Strategy 5: Navigating District-Level Complexity
Often, the friction isn’t just within the building but in how the school communicates with the central district office. If your solution simplifies the reporting process that the assistant has to submit to the district every Friday, you have found a goldmine.
Administrative assistants often feel caught between the needs of their teachers and the mandates of the district. When your email acknowledges this “middle-man” pressure and offers a way to automate those district-mandated reports, you aren’t just a vendor; you are a lifesaver. This positioning makes it much easier for them to advocate for your product during budget discussions.
Strategy 6: The Power of Local Proof Points
Schools are tight-knit communities. An assistant at one elementary school likely knows the assistant at the school down the road. Using local proof points—specifically mentioning how you helped a neighboring school or a nearby district—is incredibly effective.

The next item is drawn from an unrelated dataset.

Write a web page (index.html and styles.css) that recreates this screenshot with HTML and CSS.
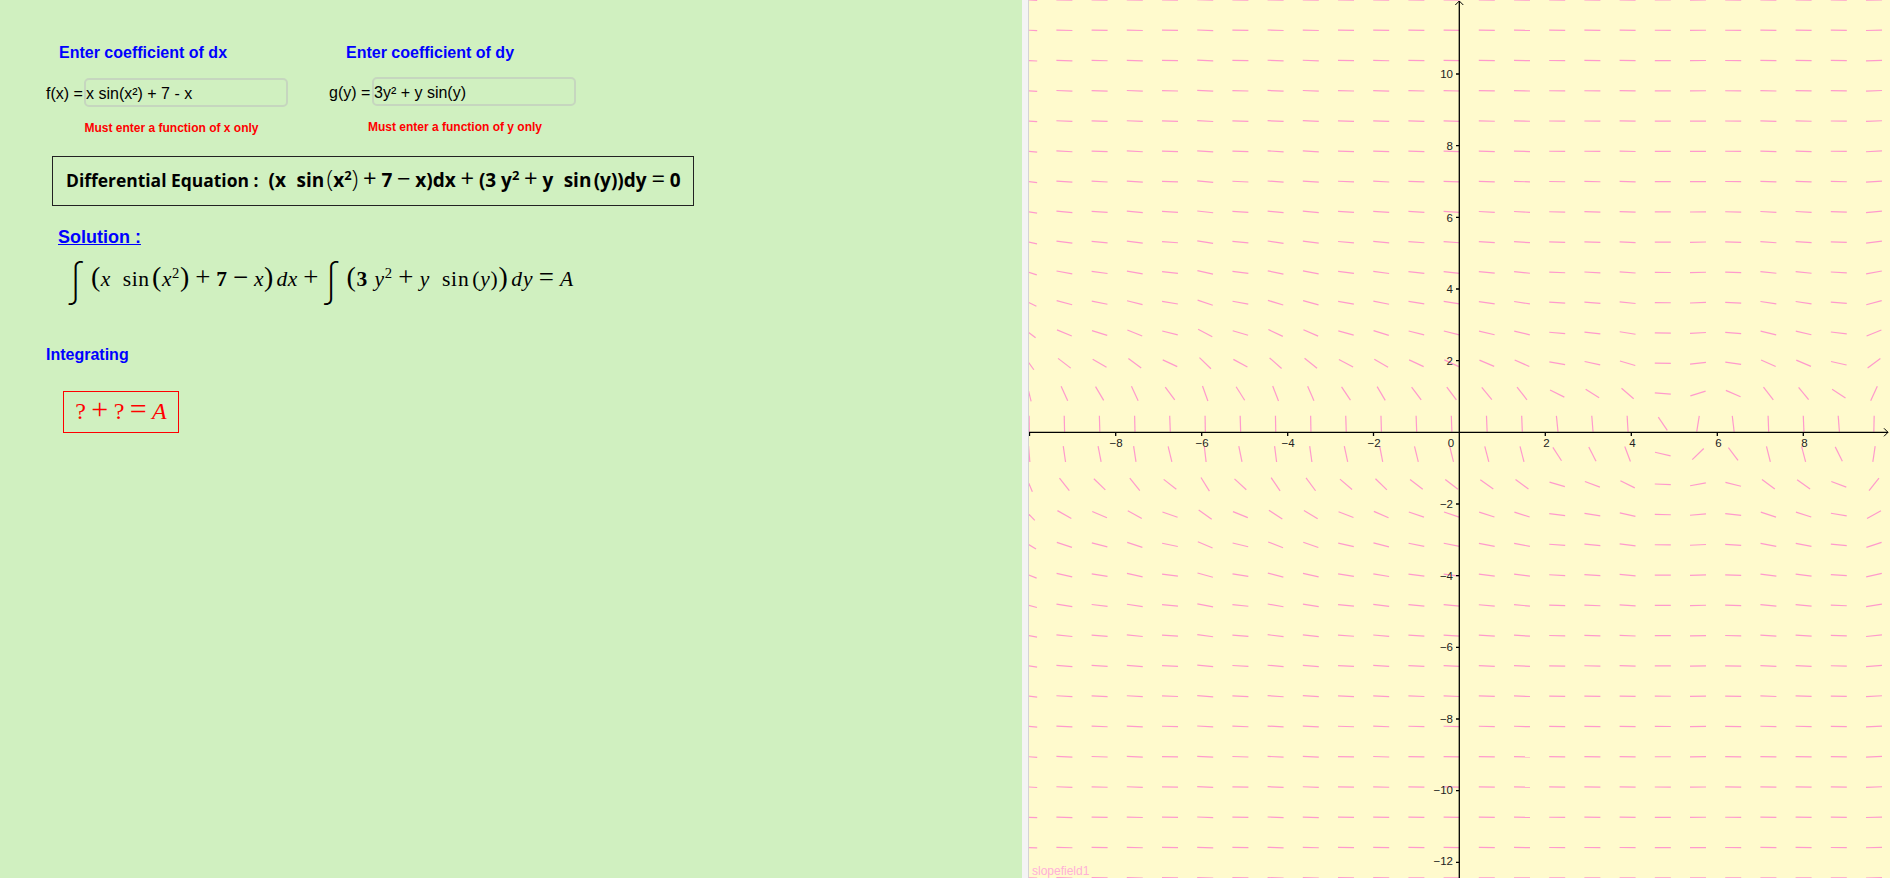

It’s not just about “social proof”; it’s about “contextual proof.” When an assistant sees that the middle school in the same district is using your tool to manage parent-teacher conference scheduling, the risk of recommending your solution drops significantly. They can verify your claims with a quick phone call to a peer they already trust.
Conclusion: Building the Bridge
Selling to K-12 isn’t just about having the best product; it’s about understanding the ecosystem of the school building. The administrative assistant is the bridge between your solution and the principal’s signature. When you write emails that respect their time, acknowledge their expertise, and solve their specific problems, you aren’t just sending a sales pitch—you are building a partnership.
Stop looking for ways over the wall and start talking to the person holding the keys. When the front office believes in you, the principal usually will too.